Big Nipper wrote: Thu Nov 04, 2021 6:14 am
Os, what do you make of the DA losing 23% of the coloured vote? Pretty much a pasting in my books
I've already posted on it ...
1. A lot of damage to the DA among coloured and Afrikaner voters was locked in at the 2019 election. At the time I argued (with DA people) against the course of action the DA was taking, that boiled down to the throwing the DA's supporters under the bus to try and win ANC supporters. The hounding of the (innocent) white school teacher in NW was awful stuff and orchestrated (by the backroom staff now working for Mashaba). The plan of "sacrifice racial minorities to get black voters" was bizarre, the assumption too many in the DA made was "our voters have no one else to vote for" something I always thought was nonsense. The outcome of all this was a loss of faith in the DA by many of its own supporters on an emotional level, whilst gaining very few new supporters because who is going to join a party fighting itself? This was all very obvious to me from at least 2017. I told you so.
2. It wasn't just about faith and who the party wanted to be for in some vague way. The DA also pursued a very confused policy line on race for a long time, were they for BEE or against it? For racial quotas or against it? The people I've met who hate the ANC and their racist laws the most, are all coloured people. Unlike most (but not all) whites, it's harder for them to come up with workarounds. Unlike whites who see ANC racism as something expected, coloureds experience it as a betrayal. So it's materially and emotionally much harder on them, than it is on whites. The people most pissed at the DA are coloured, there's an irony here because whilst the DA were pursuing this policy those who opposed it and said the DA should be non-racial and not copy the ANC, were basically called racist whites. I guess the peak of this was Maimane talking about "white privilege" a phrase taken from the USA, to support the ANC's racial policies which disproportionately harm the one group of people in SA that are descended from slaves (coloured people). The damage of the DA's confused policy position through most of the 2010s isn't going to be undone in one and half years, quite a bit of it in lockdown, then having a snap election. Most people aren't as tuned into politics as people commenting here and wouldn't even know anything has changed, they just want to punish the DA.

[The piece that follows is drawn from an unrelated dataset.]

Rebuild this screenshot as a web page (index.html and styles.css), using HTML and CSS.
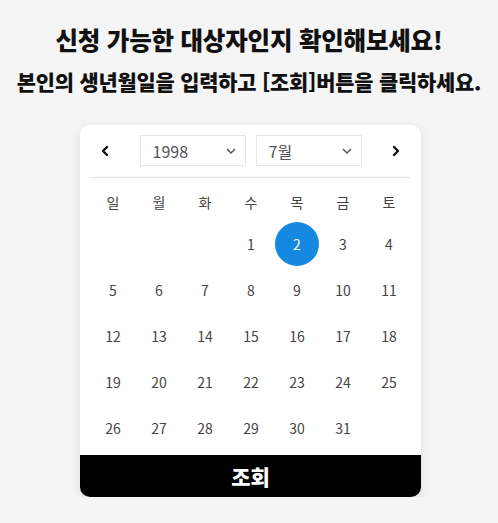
FILE: index.html
```html
<!DOCTYPE html>
<html lang="ko">
<head>
<meta charset="utf-8">
<link rel="stylesheet" href="styles.css">
</head>
<body>
<div class="page">
  <h1 class="title">신청 가능한 대상자인지 확인해보세요!</h1>
  <p class="subtitle">본인의 생년월일을 입력하고 [조회]버튼을 클릭하세요.</p>
  <div class="card">
    <div class="cal">
      <div class="head">
        <button class="nav" aria-label="이전">
          <svg width="10" height="12" viewBox="0 0 10 12"><path d="M7 2 L3 6 L7 10" fill="none" stroke="#111" stroke-width="2.4" stroke-linecap="round" stroke-linejoin="round"/></svg>
        </button>
        <div class="selects">
          <div class="select"><span>1998</span><svg width="12" height="8" viewBox="0 0 12 8"><path d="M2 2 L6 6 L10 2" fill="none" stroke="#555" stroke-width="1.5"/></svg></div>
          <div class="select"><span>7월</span><svg width="12" height="8" viewBox="0 0 12 8"><path d="M2 2 L6 6 L10 2" fill="none" stroke="#555" stroke-width="1.5"/></svg></div>
        </div>
        <button class="nav" aria-label="다음">
          <svg width="10" height="12" viewBox="0 0 10 12"><path d="M3 2 L7 6 L3 10" fill="none" stroke="#111" stroke-width="2.4" stroke-linecap="round" stroke-linejoin="round"/></svg>
        </button>
      </div>
      <div class="divider"></div>
      <div class="weekdays">
        <span>일</span><span>월</span><span>화</span><span>수</span><span>목</span><span>금</span><span>토</span>
      </div>
      <div class="days">
        <span></span><span></span><span></span>
        <span>1</span><span class="sel">2</span><span>3</span><span>4</span>
        <span>5</span><span>6</span><span>7</span><span>8</span><span>9</span><span>10</span><span>11</span>
        <span>12</span><span>13</span><span>14</span><span>15</span><span>16</span><span>17</span><span>18</span>
        <span>19</span><span>20</span><span>21</span><span>22</span><span>23</span><span>24</span><span>25</span>
        <span>26</span><span>27</span><span>28</span><span>29</span><span>30</span><span>31</span><span></span>
      </div>
    </div>
    <button class="submit">조회</button>
  </div>
</div>
</body>
</html>
```
FILE: styles.css
```css
* { box-sizing: border-box; }
html, body {
  margin: 0;
  padding: 0;
  background: #f5f5f5;
}
body {
  font-family: "Noto Sans CJK KR", "Noto Sans", sans-serif;
  color: #444;
}
.page {
  width: 498px;
  padding-top: 22px;
  display: flex;
  flex-direction: column;
  align-items: center;
}
.title {
  margin: 0;
  font-size: 24.5px;
  line-height: 36px;
  font-weight: 900;
  color: #111;
  letter-spacing: -0.2px;
  white-space: nowrap;
}
.subtitle {
  margin: 5px 0 0;
  font-size: 20.9px;
  line-height: 36px;
  font-weight: 900;
  color: #111;
  letter-spacing: -0.2px;
  white-space: nowrap;
}
.card {
  margin-top: 26px;
  margin-left: 3px;
  width: 341px;
  background: #fff;
  border-radius: 10px;
  box-shadow: 0 3px 12px rgba(0, 0, 0, 0.10);
  overflow: hidden;
}
.cal {
  padding: 10px 10px 4px;
}
.head {
  display: flex;
  justify-content: space-between;
  align-items: center;
  height: 31px;
}
.nav {
  width: 30px;
  height: 31px;
  border: 0;
  background: none;
  padding: 0;
  display: flex;
  align-items: center;
  justify-content: center;
}
.selects {
  display: flex;
  gap: 10px;
}
.select {
  width: 106px;
  height: 31px;
  border: 1px solid #e6e6e6;
  display: flex;
  align-items: center;
  justify-content: space-between;
  padding: 0 8px 0 12px;
  font-size: 16px;
  color: #555;
}
.divider {
  margin-top: 11px;
  height: 1px;
  background: #e2e2e2;
}
.weekdays, .days {
  display: grid;
  grid-template-columns: repeat(7, 46px);
}
.weekdays {
  margin-top: 4px;
}
.weekdays span {
  height: 39px;
  display: flex;
  align-items: center;
  justify-content: center;
  font-size: 14px;
  color: #444;
}
.days span {
  height: 46px;
  display: flex;
  align-items: center;
  justify-content: center;
  font-size: 14px;
  color: #444;
}
.days .sel {
  width: 44px;
  height: 44px;
  margin: 1px;
  border-radius: 50%;
  background: #1589e0;
  color: #fff;
}
.submit {
  display: block;
  width: 100%;
  height: 42px;
  border: 0;
  background: #000;
  color: #fff;
  font-family: "Noto Sans CJK KR", sans-serif;
  font-size: 21px;
  font-weight: 900;
  padding: 0;
}
```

3. The first two points are a nice example of the different standards the DA is held to. No one gives a shit that other parties have alienated racial minorities so much that they all have fuck all representation among those groups. You say the DA is "pasted" in the coloured community, what happened to the ANC or the EFF? The advice media pundits give the DA is "copy the ANC", can you see a bit of a contradiction in the advice media people give the DA and the standards they hold it to? Which other party is subjected to a running commentary on their coloured or white or indian vote share?

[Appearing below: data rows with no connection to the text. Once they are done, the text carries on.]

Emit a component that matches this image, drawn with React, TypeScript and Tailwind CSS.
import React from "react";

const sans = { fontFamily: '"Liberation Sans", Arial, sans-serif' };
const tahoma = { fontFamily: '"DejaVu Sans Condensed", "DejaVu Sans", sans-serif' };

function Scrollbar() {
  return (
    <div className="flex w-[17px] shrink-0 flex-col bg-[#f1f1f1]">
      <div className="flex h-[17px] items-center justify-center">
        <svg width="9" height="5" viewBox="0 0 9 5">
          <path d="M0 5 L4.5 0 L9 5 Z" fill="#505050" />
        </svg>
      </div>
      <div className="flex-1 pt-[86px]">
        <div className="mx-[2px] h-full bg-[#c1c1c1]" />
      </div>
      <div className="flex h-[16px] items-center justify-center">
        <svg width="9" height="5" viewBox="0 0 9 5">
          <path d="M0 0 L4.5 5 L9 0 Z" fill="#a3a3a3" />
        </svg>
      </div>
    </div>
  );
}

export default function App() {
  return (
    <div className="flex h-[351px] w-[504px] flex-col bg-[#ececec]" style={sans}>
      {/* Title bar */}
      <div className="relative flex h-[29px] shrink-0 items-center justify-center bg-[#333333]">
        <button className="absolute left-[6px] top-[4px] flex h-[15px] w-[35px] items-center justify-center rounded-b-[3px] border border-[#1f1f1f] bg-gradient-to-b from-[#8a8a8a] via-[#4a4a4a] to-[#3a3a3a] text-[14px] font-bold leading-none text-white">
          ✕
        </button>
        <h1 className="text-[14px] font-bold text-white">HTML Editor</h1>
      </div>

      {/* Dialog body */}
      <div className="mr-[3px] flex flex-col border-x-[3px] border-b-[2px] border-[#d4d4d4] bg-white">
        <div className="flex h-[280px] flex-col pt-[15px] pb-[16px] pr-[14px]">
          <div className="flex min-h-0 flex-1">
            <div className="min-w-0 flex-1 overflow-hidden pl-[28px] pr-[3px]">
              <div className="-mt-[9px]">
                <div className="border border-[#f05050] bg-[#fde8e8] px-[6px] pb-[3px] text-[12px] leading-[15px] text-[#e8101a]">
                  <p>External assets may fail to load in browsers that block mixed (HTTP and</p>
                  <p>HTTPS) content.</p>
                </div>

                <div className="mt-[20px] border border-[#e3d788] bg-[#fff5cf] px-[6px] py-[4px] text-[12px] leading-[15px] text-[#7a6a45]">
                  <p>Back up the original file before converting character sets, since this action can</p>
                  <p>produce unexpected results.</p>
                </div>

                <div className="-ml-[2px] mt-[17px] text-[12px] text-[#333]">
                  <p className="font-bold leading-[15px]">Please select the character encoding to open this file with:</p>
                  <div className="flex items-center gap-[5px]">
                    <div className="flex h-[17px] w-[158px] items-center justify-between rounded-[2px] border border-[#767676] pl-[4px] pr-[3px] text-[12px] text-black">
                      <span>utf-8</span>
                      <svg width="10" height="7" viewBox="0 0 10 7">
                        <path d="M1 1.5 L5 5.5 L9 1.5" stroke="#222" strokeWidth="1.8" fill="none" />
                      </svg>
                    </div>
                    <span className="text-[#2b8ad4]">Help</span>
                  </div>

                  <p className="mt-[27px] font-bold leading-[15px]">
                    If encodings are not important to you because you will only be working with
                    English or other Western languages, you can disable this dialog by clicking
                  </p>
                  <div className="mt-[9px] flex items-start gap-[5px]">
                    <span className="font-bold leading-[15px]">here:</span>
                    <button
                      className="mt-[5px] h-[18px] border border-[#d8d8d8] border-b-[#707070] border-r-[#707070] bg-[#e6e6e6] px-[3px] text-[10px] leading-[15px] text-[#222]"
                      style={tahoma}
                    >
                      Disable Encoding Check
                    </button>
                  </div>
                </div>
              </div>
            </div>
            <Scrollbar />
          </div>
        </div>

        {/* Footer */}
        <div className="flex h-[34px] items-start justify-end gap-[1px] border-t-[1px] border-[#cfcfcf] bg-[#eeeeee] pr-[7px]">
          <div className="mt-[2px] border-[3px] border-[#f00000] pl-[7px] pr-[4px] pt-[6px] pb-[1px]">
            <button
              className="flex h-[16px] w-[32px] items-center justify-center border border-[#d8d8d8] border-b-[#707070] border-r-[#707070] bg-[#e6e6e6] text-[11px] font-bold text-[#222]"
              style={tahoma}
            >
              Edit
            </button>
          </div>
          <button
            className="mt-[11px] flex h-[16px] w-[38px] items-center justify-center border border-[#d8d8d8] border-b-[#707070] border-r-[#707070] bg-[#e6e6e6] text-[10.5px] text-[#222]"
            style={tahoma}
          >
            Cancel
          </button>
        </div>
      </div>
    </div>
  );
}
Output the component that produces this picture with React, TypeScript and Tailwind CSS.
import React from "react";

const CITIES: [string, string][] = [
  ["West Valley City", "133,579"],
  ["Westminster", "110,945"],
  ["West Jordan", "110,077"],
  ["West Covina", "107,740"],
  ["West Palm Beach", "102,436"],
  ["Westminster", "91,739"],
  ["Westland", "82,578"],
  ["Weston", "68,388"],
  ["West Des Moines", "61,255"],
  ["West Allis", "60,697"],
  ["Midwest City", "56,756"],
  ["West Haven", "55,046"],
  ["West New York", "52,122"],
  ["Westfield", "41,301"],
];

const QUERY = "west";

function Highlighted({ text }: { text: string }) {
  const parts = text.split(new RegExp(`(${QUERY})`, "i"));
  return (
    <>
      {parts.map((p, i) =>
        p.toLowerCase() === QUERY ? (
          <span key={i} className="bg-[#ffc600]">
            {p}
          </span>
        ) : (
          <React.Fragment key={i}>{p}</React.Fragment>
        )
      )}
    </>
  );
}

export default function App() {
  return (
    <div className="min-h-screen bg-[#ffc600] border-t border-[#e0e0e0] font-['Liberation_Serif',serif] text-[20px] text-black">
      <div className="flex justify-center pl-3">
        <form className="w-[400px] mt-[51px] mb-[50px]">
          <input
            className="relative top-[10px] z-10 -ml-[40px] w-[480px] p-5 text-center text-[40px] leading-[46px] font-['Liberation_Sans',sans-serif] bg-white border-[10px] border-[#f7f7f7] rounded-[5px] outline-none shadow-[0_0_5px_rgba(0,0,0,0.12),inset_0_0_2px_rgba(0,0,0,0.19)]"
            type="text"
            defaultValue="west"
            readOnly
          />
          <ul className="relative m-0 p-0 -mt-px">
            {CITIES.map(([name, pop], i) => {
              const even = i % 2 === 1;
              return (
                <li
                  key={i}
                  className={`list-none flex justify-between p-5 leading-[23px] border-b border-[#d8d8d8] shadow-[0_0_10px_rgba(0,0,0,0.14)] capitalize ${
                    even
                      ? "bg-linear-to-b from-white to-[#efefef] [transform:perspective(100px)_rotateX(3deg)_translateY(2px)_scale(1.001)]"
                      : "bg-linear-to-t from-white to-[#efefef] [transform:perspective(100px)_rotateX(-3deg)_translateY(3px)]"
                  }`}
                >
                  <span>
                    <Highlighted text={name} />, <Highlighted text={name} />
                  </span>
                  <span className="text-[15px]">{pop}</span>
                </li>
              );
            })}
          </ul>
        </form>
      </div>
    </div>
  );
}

4. In the SA context all the old apartheid racial categories are fake. All of us know that an English speaker from CT's southern suburbs and a Afrikaans speaking farmer from the far north, may both be white but that does not mean they have the same identity. If you tried to make a white nationalist party in SA, it would fail to unite that group of people because that identity doesn't exist as a singular coherent thing, there would always be a large bloc of whites who opposed it. All this is even more true for coloureds. There's a lot going into coloured identity that can't all fit into the same party - Afrikaans/English/Islam/Christianity/Cape Coloured/Cape Malay/Nama. Which is why there's about 3 different parties trying to be the coloured nationalist party. They're going to work out they can only all exist within the same party, if that party is non-racial and has no identity politics at all. They're also going to work out that these parties may not be as anti-ANC as they hoped.
5. The rise of residents parties in the Western Cape, is connected to coloureds feeling betrayed by the DA who they feel have prioritised blacks (they gave up on the ANC decades ago and just take it as a given from the ANC, which is why there's been no increase coloureds voting ANC). That is the bluntly stated position of CCC, that people who moved to CT from the Eastern Cape have got more than they have. Do you start to understand what copying the ANC has done to the DA's reputation? The logic in voting for a residents association is basically this - they will have to go into coalition with the DA, then benefits for our community can be extracted at the cost of other communities. I suspect also that there's a lack of trust in coloured nationalists parties, because they suspect they'll sell out the voters to the ANC. It's very easy to see how this could blow up ... running anything when there's a small contingent always agitating more be given to them and that small group being dominated by dickheads (a party simply being larger filters out the dickheads more), doesn't make something more stable.
... it was actually people like you who demanded the DA copy the ANC and supported the direction under Maimane, who helped create this mess. A lot of it just has to play out before it can be fixed, the small coloured nationalist parties just need to do their thing and fail.